(Task prompt) Extract word for word the lines of the listing from its start to the line holding "import React from", both ends kept; pictures are not part of the copy.

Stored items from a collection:
• • •

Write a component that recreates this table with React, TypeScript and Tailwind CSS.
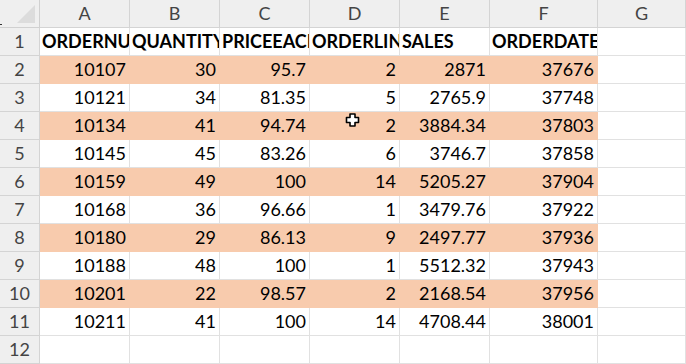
import React from "react";

const cols = ["A", "B", "C", "D", "E", "F", "G"];
const headers = ["ORDERNUMBER", "QUANTITYORDERED", "PRICEEACH", "ORDERLINENUMBER", "SALES", "ORDERDATE", ""];
const data: (string | number)[][] = [
  [10107, 30, 95.7, 2, 2871, 37676],
  [10121, 34, 81.35, 5, 2765.9, 37748],
  [10134, 41, 94.74, 2, 3884.34, 37803],
  [10145, 45, 83.26, 6, 3746.7, 37858],
  [10159, 49, 100, 14, 5205.27, 37904],
  [10168, 36, 96.66, 1, 3479.76, 37922],
  [10180, 29, 86.13, 9, 2497.77, 37936],
  [10188, 48, 100, 1, 5512.32, 37943],
  [10201, 22, 98.57, 2, 2168.54, 37956],
  [10211, 41, 100, 14, 4708.44, 38001],
];

export default function App() {
  return (
    <div
      className="relative w-[686px] h-[364px] overflow-hidden bg-white text-black"
      style={{ fontFamily: "Lato, 'Open Sans', sans-serif" }}
    >
      <div className="grid grid-cols-[40px_90px_90px_90px_90px_90px_108px_1fr] auto-rows-[28px]">
        {/* corner */}
        <div className="relative bg-[#efefef] border-r border-b border-[#d0d0d0]">
          <svg className="absolute left-[17px] top-[5px]" width="18" height="18" viewBox="0 0 18 18">
            <polygon points="18,0 18,18 0,18" fill="#dcdcdc" />
          </svg>
          <div className="absolute left-0 top-[24px] w-[2px] h-[1px] bg-[#333]" />
        </div>
        {cols.map((c) => (
          <div
            key={c}
            className="flex items-center justify-center bg-[#efefef] border-r border-b border-[#d4d4d4] text-[18px] text-[#444]"
          >
            {c}
          </div>
        ))}
        {/* row 1 */}
        <div className="flex items-center justify-center bg-[#efefef] border-r border-b border-[#d4d4d4] text-[18px] text-[#444]">
          1
        </div>
        {headers.map((h, i) => (
          <div
            key={i}
            className="flex items-center overflow-hidden whitespace-nowrap border-r border-b border-[#e1e1e1] pl-[2px] text-[18px] font-bold"
          >
            {h}
          </div>
        ))}
        {data.map((row, r) => {
          const rowNum = r + 2;
          const orange = rowNum % 2 === 0;
          return (
            <React.Fragment key={r}>
              <div className="flex items-center justify-center bg-[#efefef] border-r border-b border-[#d4d4d4] text-[18px] text-[#444]">
                {rowNum}
              </div>
              {row.map((v, i) => (
                <div
                  key={i}
                  className={
                    orange
                      ? "flex items-center justify-end bg-[#f8cbad] border-r border-b border-[#f8cbad] pr-[3px] text-[18px]"
                      : "flex items-center justify-end border-r border-b border-[#e1e1e1] pr-[3px] text-[18px]"
                  }
                >
                  {v}
                </div>
              ))}
              <div className="border-r border-b border-[#e1e1e1]" />
            </React.Fragment>
          );
        })}
        <div className="flex items-center justify-center bg-[#efefef] border-r border-b border-[#d4d4d4] text-[18px] text-[#444]">
          12
        </div>
        {cols.map((c) => (
          <div key={c} className="border-r border-b border-[#e1e1e1]" />
        ))}
      </div>
      {/* cursor */}
      <svg className="absolute left-[345px] top-[113px]" width="15" height="14" viewBox="0 0 15 14">
        <path
          d="M5 1 H10 V4.5 H13.5 V9.5 H10 V13 H5 V9.5 H1.5 V4.5 H5 Z"
          fill="white"
          stroke="black"
          strokeWidth="1.6"
          strokeLinejoin="round"
        />
      </svg>
    </div>
  );
}
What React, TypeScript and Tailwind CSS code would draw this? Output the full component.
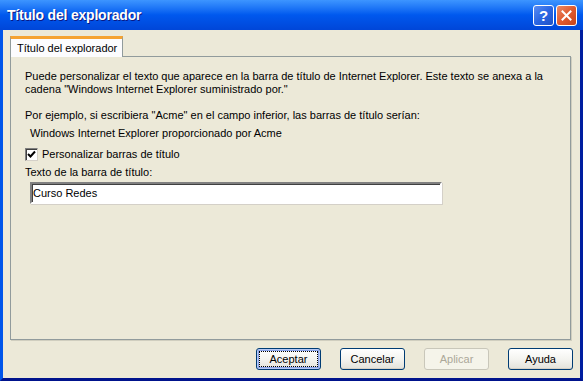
import { useState } from 'react'

const font = { fontFamily: '"Liberation Sans", Arial, sans-serif' }

function XpButton({ label, primary, disabled }: { label: string; primary?: boolean; disabled?: boolean }) {
  if (disabled) {
    return (
      <button
        disabled
        className="w-[65px] h-[22px] rounded-[3px] border border-[#c9c7ba] bg-[#f5f4ea] text-[11px] text-[#aca899]"
      >
        {label}
      </button>
    )
  }
  return (
    <button
      className={
        'w-[65px] h-[22px] rounded-[3px] border border-[#003c74] text-[11px] text-black bg-gradient-to-b from-[#ffffff] via-[#f4f4f0] to-[#e3e2da] flex items-center justify-center ' +
        (primary ? 'shadow-[inset_0_0_0_1px_#b8c9f5,inset_0_0_0_2px_#8aa3e8]' : 'shadow-[inset_0_-1px_0_#d6d0c5]')
      }
    >
      {primary ? (
        <span className="w-[59px] h-[16px] border border-dotted border-black flex items-center justify-center leading-none">
          {label}
        </span>
      ) : (
        label
      )}
    </button>
  )
}

export default function App() {
  const [checked, setChecked] = useState(true)
  const [value, setValue] = useState('Curso Redes')

  return (
    <div className="w-[583px] h-[381px] flex flex-col overflow-hidden" style={font}>
      {/* title bar */}
      <div className="h-[30px] shrink-0 flex items-center pl-[7px] pr-[6px] bg-gradient-to-b from-[#3d95ff] via-[#0058ee] to-[#0046d8]">
        <div className="flex-1 text-white font-bold text-[14px] tracking-[-0.2px] [text-shadow:1px_1px_0_#0a1883]">Título del explorador</div>
        <div className="flex gap-[2px] mt-[1px]">
          <div className="w-[21px] h-[21px] rounded-[3px] border border-white bg-gradient-to-br from-[#5a8cf2] via-[#2a66e3] to-[#1f52c6] flex items-center justify-center text-white font-bold text-[15px] leading-none">
            ?
          </div>
          <div className="w-[21px] h-[21px] rounded-[3px] border border-white bg-gradient-to-br from-[#e98a66] via-[#e05a2f] to-[#c6431c] flex items-center justify-center">
            <svg width="11" height="11" viewBox="0 0 11 11">
              <path d="M1.5 1.5 L9.5 9.5 M9.5 1.5 L1.5 9.5" stroke="white" strokeWidth="2" strokeLinecap="square" />
            </svg>
          </div>
        </div>
      </div>

      {/* client */}
      <div className="flex-1 flex flex-col bg-[#ece9d8] border-l-[3px] border-l-[#0055ea] border-r-[3px] border-r-[#001ea0] border-b-[3px] border-b-[#00138c] pl-[7px] pr-[9px] pt-[6px]">
        {/* tab */}
        <div className="flex">
          <div className="h-[21px] w-[113px] border-x border-[#919b9c] border-t-[3px] border-t-[#f5a332] bg-[#fcfcfe] text-[11px] flex items-center pl-[6px] -mb-px relative z-10">
            Título del explorador
          </div>
        </div>
        {/* panel */}
        <div className="h-[284px] border border-[#919b9c] shadow-[1px_1px_0_#d0cebf] px-[14px] pt-[13px] text-[11px] leading-[13px] text-black">
          <p className="whitespace-nowrap">
            Puede personalizar el texto que aparece en la barra de título de Internet Explorer. Este texto se anexa a la
            <br />
            cadena "Windows Internet Explorer suministrado por."
          </p>
          <p className="mt-[13px] whitespace-nowrap">
            Por ejemplo, si escribiera "Acme" en el campo inferior, las barras de título serían:
          </p>
          <p className="mt-[5px] ml-[5px] whitespace-nowrap">Windows Internet Explorer proporcionado por Acme</p>
          <label className="mt-[8px] flex items-center gap-[4px] w-fit">
            <span
              onClick={() => setChecked(!checked)}
              className="w-[13px] h-[13px] border border-t-[#808080] border-l-[#808080] border-b-[#d4d0c8] border-r-[#d4d0c8] bg-white flex items-center justify-center shadow-[inset_1px_1px_0_#404040]"
            >
              {checked && (
                <svg width="9" height="9" viewBox="0 0 9 9">
                  <path d="M1 4 L3.5 6.5 L8 1.5" stroke="black" strokeWidth="2" fill="none" />
                </svg>
              )}
            </span>
            Personalizar barras de título
          </label>
          <p className="mt-[5px] whitespace-nowrap">Texto de la barra de título:</p>
          <input
            value={value}
            onChange={(e) => setValue(e.target.value)}
            className="mt-[3px] ml-[5px] block w-[412px] h-[22px] bg-white border-2 border-t-[#808080] border-l-[#808080] border-b-[#ffffff] border-r-[#ffffff] shadow-[inset_1px_1px_0_#404040,1px_1px_0_#d4d0c8] px-[1px] text-[11px] outline-none"
            style={font}
          />
        </div>

        {/* buttons */}
        <div className="mt-[8px] flex justify-end gap-[19px] mr-[-2px]">
          <XpButton label="Aceptar" primary />
          <XpButton label="Cancelar" />
          <XpButton label="Aplicar" disabled />
          <XpButton label="Ayuda" />
        </div>
      </div>
    </div>
  )
}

• • •

(Answer to this exercise)
Write a component that recreates this table with React, TypeScript and Tailwind CSS.
import React from "react";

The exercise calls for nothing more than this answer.